Of course, that doesn’t actually make anything true. I care about truth and how you actually defend your views. If you have to rely on faith, you’ve lost before you begin. Faith is just wishful thinking and a lack of coherent evidence.

This works the same way, even if the religions are not the same. Take a hypothetical Christian debating a Hindu. The Christian is going to treat the Bible as authoritative and the Hindu is going to use one of the books their religion deems holy and the problem just plays out the same way. Neither of them can demonstrate their books, nor does either care. The debate goes nowhere because neither are actually concerned with the truth, only with their own faith-based interpretation thereof.

It occurs  to me that this happens, even beyond religious lines. I’ve had my fair share of philosophical discussions of late and more often than not, the philosopher will pretend that because a guy said a thing and they like that thing, it must make that thing true.

No, that’s not how reality works. A thing is true, or possibly true, if and only if you can show that it is. I don’t care what a guy says. I care if that idea can be demonstrably defended in the real world. Those things that can’t be, no matter how much either side likes the idea, truth is no longer part of the equation. Your preferences don’t make truth. They make opinion and really, opinion isn’t all that impressive either.

It’s like debating the speed of light in a vacuum. I don’t care what you think it is. I don’t care what you want it to be. The only thing that matters is how  you determine what it actually is and that takes more than your opinion. You need to be able to present a testable methodology that produces concrete results. Your feelings don’t enter into the accuracy at all. It either is or it isn’t. Your emotional state has zero impact on the truth.

Unfortunately, I’m finding more and more people these days who are more interested in emotional comfort than objective fact. They want to be comforted by “what if” than concerned with “what is”. I want to know what the speed of light actually is, whether that’s 299,792,458 meters per second or 10 feet an hour, reality is the defining factor for truth and my feelings don’t remotely enter into it. I don’t care what makes you happy. I care what’s factually correct. I don’t care why you feel a particular way, I care how you rationally and demonstrably came to your conclusion and that’s just not happening a lot lately.

So my question is why not? What’s going on in the minds of people who, at least supposedly, are rational?
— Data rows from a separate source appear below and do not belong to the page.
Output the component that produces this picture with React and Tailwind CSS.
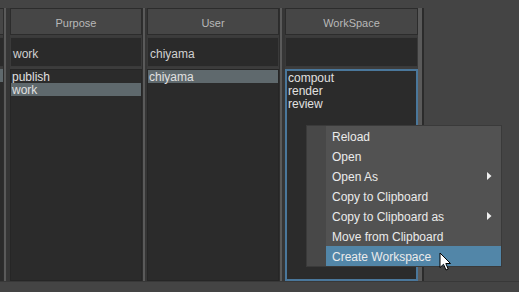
import React from "react";

const font = { fontFamily: '"Liberation Sans", Arial, sans-serif' };

function Handle({ w = "w-[6px]" }) {
  return (
    <div className={`flex h-full shrink-0 ${w}`}>
      <div className="w-px bg-[#2e2e2e]" />
      <div className="w-[2px] bg-[#5a5a5a]" />
      <div className="flex-1 bg-[#363636]" />
    </div>
  );
}

function Column({ title, filter, items, selected, focused, width }) {
  return (
    <div className={`flex h-full shrink-0 flex-col ${width}`}>
      <div className="flex h-[27px] shrink-0 items-center justify-center border border-[#2c2c2c] bg-[#464646] pt-[3px] text-[11px] text-[#b8b8b8]">
        {title}
      </div>
      <div className="h-[2px] shrink-0 bg-[#3c3c3c]" />
      <div className="flex h-[30px] shrink-0 items-center border border-[#3a3a3a] bg-[#2a2a2a] pl-[2px] pt-[3px] text-[12px] text-[#d0d0d0]">
        {filter}
      </div>
      <div className="h-[2px] shrink-0 bg-[#3c3c3c]" />
      <div
        className={`flex flex-1 flex-col bg-[#2b2b2b] ${
          focused ? "border-2 border-[#4a779b]" : "border border-[#262626]"
        }`}
      >
        {items.map((it) => (
          <div
            key={it}
            className={`h-[13px] pl-px text-[12px] leading-[14px] text-[#e0e0e0] ${
              it === selected ? "bg-[#5f696d]" : ""
            }`}
          >
            {it}
          </div>
        ))}
      </div>
    </div>
  );
}

function Arrow() {
  return (
    <svg width="5" height="8" viewBox="0 0 5 8" className="absolute right-[9px] top-[6px]">
      <path d="M0 0 L4.5 4 L0 8 Z" fill="#f0f0f0" />
    </svg>
  );
}

export default function App() {
  const menu = [
    { t: "Reload" },
    { t: "Open" },
    { t: "Open As", sub: true },
    { t: "Copy to Clipboard" },
    { t: "Copy to Clipboard as", sub: true },
    { t: "Move from Clipboard" },
    { t: "Create Workspace", hi: true },
  ];
  return (
    <div style={font} className="relative h-[292px] w-[519px] overflow-hidden bg-[#444444]">
      <div className="h-[8px]" />
      <div className="flex h-[273px]">
        {/* partial column */}
        <div className="flex h-full w-[3px] shrink-0 flex-col">
          <div className="h-[27px] shrink-0 border-y border-[#2c2c2c] bg-[#464646]" />
          <div className="h-[2px] shrink-0 bg-[#3c3c3c]" />
          <div className="h-[30px] shrink-0 border-y border-[#3a3a3a] bg-[#2a2a2a]" />
          <div className="h-[2px] shrink-0 bg-[#3c3c3c]" />
          <div className="flex-1 bg-[#2b2b2b]">
            <div className="h-[13px] bg-[#5f696d]" />
          </div>
        </div>
        <Handle w="w-[7px]" />
        <Column width="w-[132px]" title="Purpose" filter="work" items={["publish", "work"]} selected="work" />
        <Handle w="w-[5px]" />
        <Column width="w-[132px]" title="User" filter="chiyama" items={["chiyama"]} selected="chiyama" />
        <Handle w="w-[6px]" />
        <Column
          width="w-[133px]"
          title="WorkSpace"
          filter=""
          items={["compout", "render", "review"]}
          focused
        />
        <div className="flex h-full w-[6px] shrink-0">
          <div className="w-[4px] bg-[#5a5a5a]" />
          <div className="w-[2px] bg-[#2b2b2b]" />
        </div>
        <div className="flex-1" />
      </div>
      <div className="h-[11px] border-t border-[#383838] bg-[#444444]" />

      {/* context menu */}
      <div className="absolute left-[306px] top-[125px] flex w-[196px] border border-[#3a3a3a] bg-[#525252]">
        <div className="w-[19px] shrink-0 bg-[#484848]" />
        <div className="flex flex-1 flex-col">
          {menu.map((m) => (
            <div
              key={m.t}
              className={`relative flex h-[20px] items-center pl-[6px] pt-[2px] text-[12px] text-[#ebebeb] ${
                m.hi ? "bg-[#5286a8]" : ""
              }`}
            >
              {m.t}
              {m.sub && <Arrow />}
            </div>
          ))}
        </div>
      </div>

      {/* mouse cursor */}
      <svg
        width="13"
        height="20"
        viewBox="0 0 13 20"
        className="absolute left-[439px] top-[252px]"
      >
        <path
          d="M1 1 L1 15.5 L4.5 12.3 L7 18 L9.2 17 L6.8 11.5 L11.5 11.5 Z"
          fill="#ffffff"
          stroke="#000000"
          strokeWidth="1"
          strokeLinejoin="round"
        />
      </svg>
    </div>
  );
}
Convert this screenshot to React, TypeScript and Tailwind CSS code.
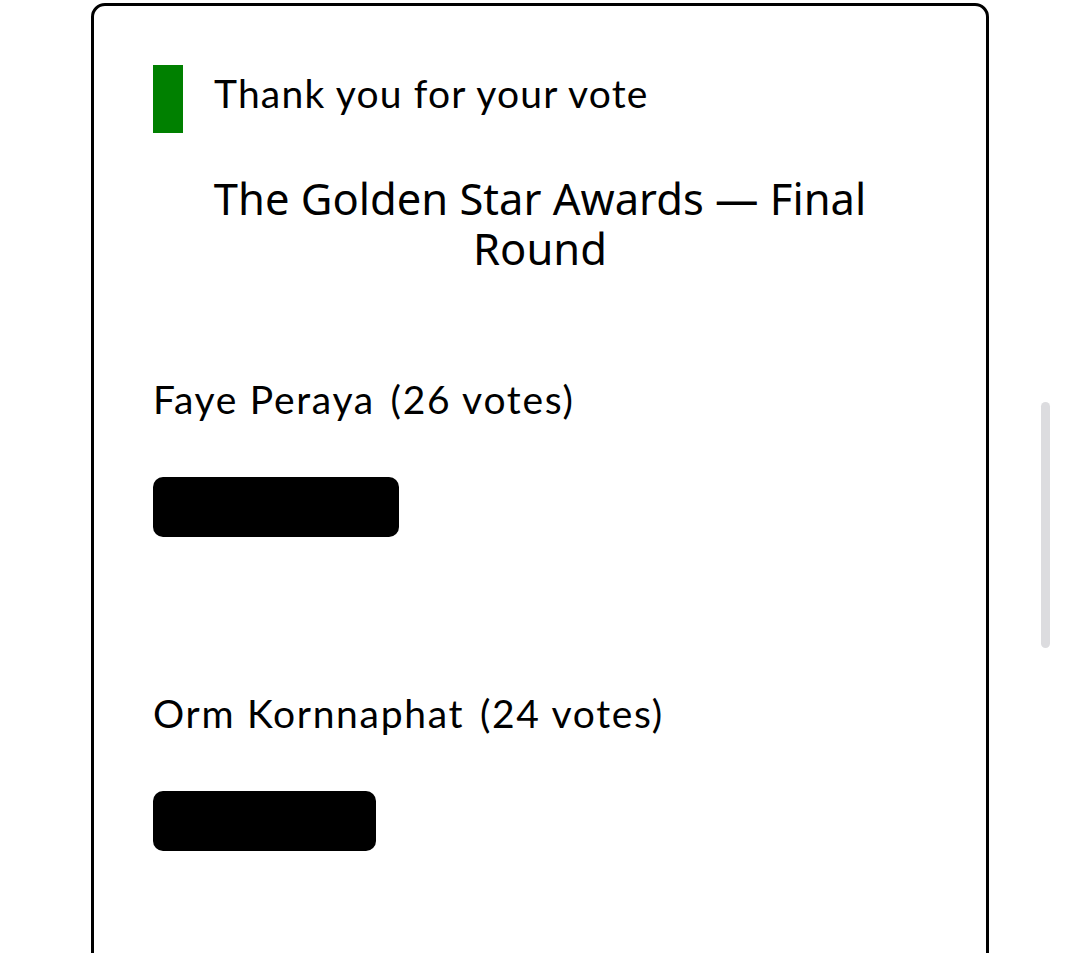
import React from "react";

type Nominee = {
	name: string;
	votes: number;
	barWidth: number;
};

const nominees: Nominee[] = [
	{ name: "Faye Peraya", votes: 26, barWidth: 246 },
	{ name: "Orm Kornnaphat", votes: 24, barWidth: 223 },
];

const App: React.FC = () => {
	return (
		<div className="relative h-[953px] overflow-hidden bg-white text-black">
			<div className="mx-auto mt-[3px] h-[1000px] w-[898px] rounded-[14px] border-[3px] border-black px-[59px] pt-[59px]">
				{/* Confirmation */}
				<div className="flex items-center gap-[31px]">
					<div className="h-[68px] w-[30px] shrink-0 bg-[#008000]" />
					<p className="pb-[12px] font-['Lato',sans-serif] text-[39px] leading-[47px] tracking-[1.2px]">
						Thank you for your vote
					</p>
				</div>

				{/* Poll title */}
				<h1 className="mt-[40px] text-center font-['Noto_Sans',sans-serif] text-[43.5px] leading-[50px] font-normal">
					The Golden Star Awards — Final Round
				</h1>

				{/* Results */}
				<div className="mt-[103px] flex flex-col gap-[153px]">
					{nominees.map((n) => (
						<div key={n.name} className="flex flex-col">
							<p className="font-['Lato',sans-serif] text-[39px] leading-[47px] tracking-[1.7px]">
								{n.name} <span className="ml-[4px]">({n.votes} votes)</span>
							</p>
							<div
								className="mt-[54px] h-[60px] rounded-[10px] bg-black"
								style={{ width: n.barWidth }}
							/>
						</div>
					))}
				</div>
			</div>

			{/* overlay scroll indicator */}
			<div className="absolute left-[1041px] top-[402px] h-[246px] w-[9px] rounded-full bg-[#dcdcdf]" />
		</div>
	);
};

export default App;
Why has this become more about the feels than the reals? Worse, perhaps, why are so many people in capable of seeing where they’re going wrong? I can’t tell you how many times I’ve tried to explain it but they seem incapable of understanding. They are so wedded to their emotions and to their beliefs that they can’t see anything beyond it. “You just don’t understand!” It’s far too common. No, it’s not me with the problem, it’s you. You’ve developed a worldview that relies on accepting your beliefs uncritically, simply because they cause a particular chemical reaction in your brain. That doesn’t actually mean anything though and if you’re incapable of stepping back from your indoctrination and looking at the world objectively, or at least as best as you can, then what’s the point of trying to talk to you?

Personally, I’m getting really tired of having to talk to people who can’t get past their emotions. They ought to be better than that. It’s really sad that they’re not.
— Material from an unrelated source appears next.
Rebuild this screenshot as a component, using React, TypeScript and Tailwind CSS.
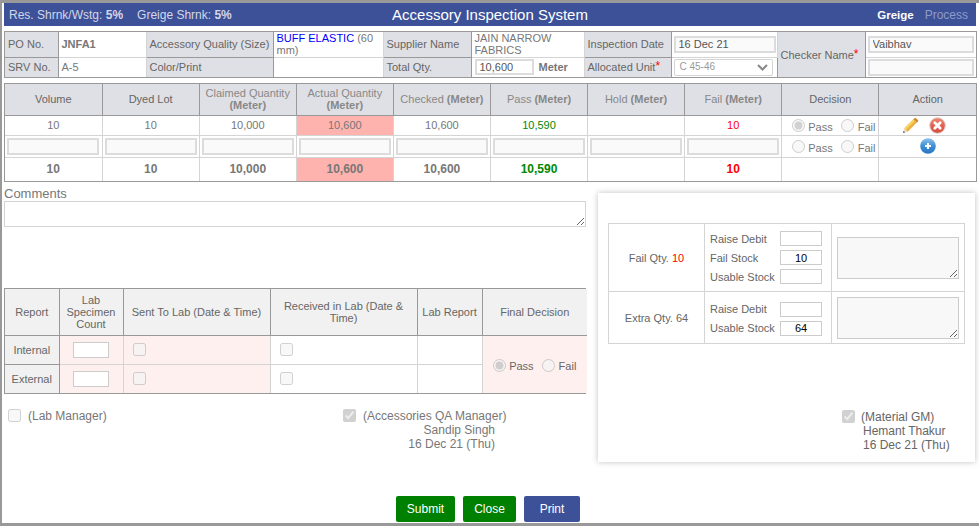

4 thoughts on “It’s Hard to be Impressed”

  1. Re: more people these days are more interested in emotional comfort than objective fact. They want to be comforted by “what if” than concerned with “what is”. . . .It is so, so true. . . .They partition off that part of their “reality.” It is just like prayer. It is some type of language intimacy game that so comforts people that they simply DO NOT care that it is true/real in any objective/demonstrable way. They want those baseless emotional comforts.

    Everyone believes in their actions in scientific facts, even if they hate them. It’s like flat earthers using GPS systems to get to their flat earth meetings. Christians use computers that would not work if Quantum Mechanics were not true. So in their actions, the only real place it matters, they believe those scientific facts.
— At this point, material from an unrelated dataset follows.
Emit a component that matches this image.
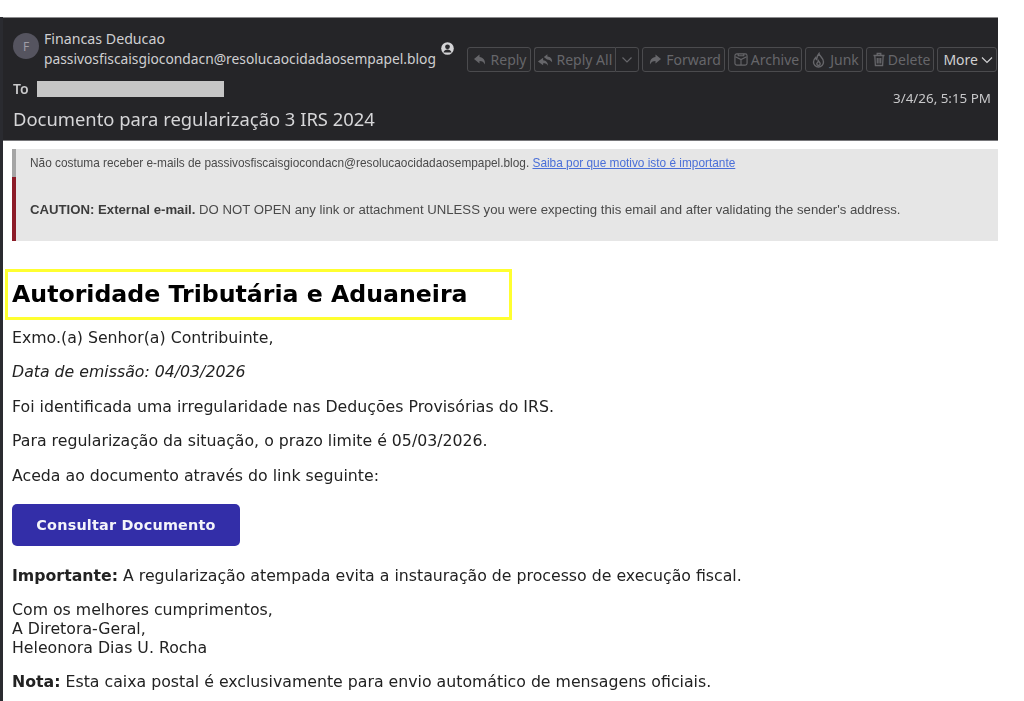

    Re: Had I been there, I would have asked both sides to demonstrate the validity of the Bible first before it could be used to support anything, but of course, that would never happen. Neither side really cared if the Bible was worthwhile, it was just taken entirely on faith and each of their chosen readings, that was automatically true too, just because that’s what they believed. . . . .I’m not even sure they really believe it because they often are not acting on it and that is the tell. For example, they don’t travel by faith, they ensure they have tickets, have cash, have suitcases, et.al. Why don’t they just go to the airport like Jesus or Paul and let God provide the tickets, et.al. when they get to the counter.

    Re: “You just don’t understand!” . . . .In other words, they are getting not truth out of the exercise but the feelings they want and so they continue on with it.

    They might have the idea that there are different ways of approaching truth, and that truths can serve different purposes. Their definition of truth is actually something like a tool rather than ontological facts. I like it and it helps me = TRUE.

    1. I don’t think they’ve ever really thought about it. They believe the Bible because they were told to believe the Bible and now, they can’t help but believe the Bible. The same goes for any other religion, not because there’s any good reason to think it’s true but because they were programmed as impressionable children to do what they were told. That’s why none of them actually care about truth. They like the idea of truth but they have no clue how to properly evaluate ideas to see if they are actually true. They keep using these words but I don’t think they mean what they assume they mean. It’s really just sad.

      1. re: not because there’s any good reason to think it’s true but because they were programmed as impressionable children to do what they were told.👍
        re: none of them actually care about truth.✔👍

        1. No, none of them do and the second you point that out, they throw out a load of impotent insults and run away like the idiotic little children that they are.